We discuss the process of moving from development to production environments in
Chapter 9, “Deployment” on page 271. For situations where you want to deliver your application as a package, you can consider developing an
AddOn. An AddOn is a bundle of exported data with optional pre-installation and post-installation scripts. The scripts are run automatically before or after the AddOn is installed. The scripts can be used for any programmatic activity that you need to customize the data in the target environment. An AddOn also has information about other AddOns that must be installed as prerequisites.
An AddOn is created by creating an instance of the Content Engine AddOn class. When saved, the AddOn is stored within the global configuration database (GCD). Available AddOns are accessible via the Domain object’s AddOns property. An available AddOn can then be installed into an object store, which means that the data is imported and the post-installation script is run. IBM FileNet ACCE has menu actions and wizards for manipulating AddOns, including selecting which AddOns to install when an object store is created.

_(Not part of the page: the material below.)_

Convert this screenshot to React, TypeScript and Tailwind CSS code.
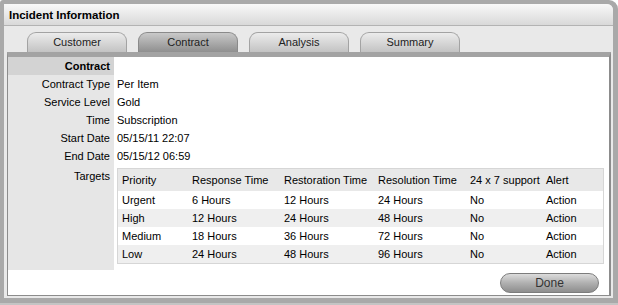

6.3.7 Using the JDBC interface for reporting
In addition to programming language APIs, P8 Content Manager also presents a read-only Java Database Connectivity (JDBC) interface. This interface is not an interface directly to the relational database tables used in the repository. Rather, it is a view into the object model represented by the Content Engine metadata. In the JDBC interface, queries follow a model analogous to that of the native APIs, where each metadata class looks like a database table and each property looks like a database column.
The JDBC interface follows the JDBC specifications and programming models, but the motivation for its development was primarily for use by reporting tools. The JDBC interface is also purely read-only. Therefore, the JDBC interface is not a good choice for use in application development. For general application programming, the native APIs provide a richer interface.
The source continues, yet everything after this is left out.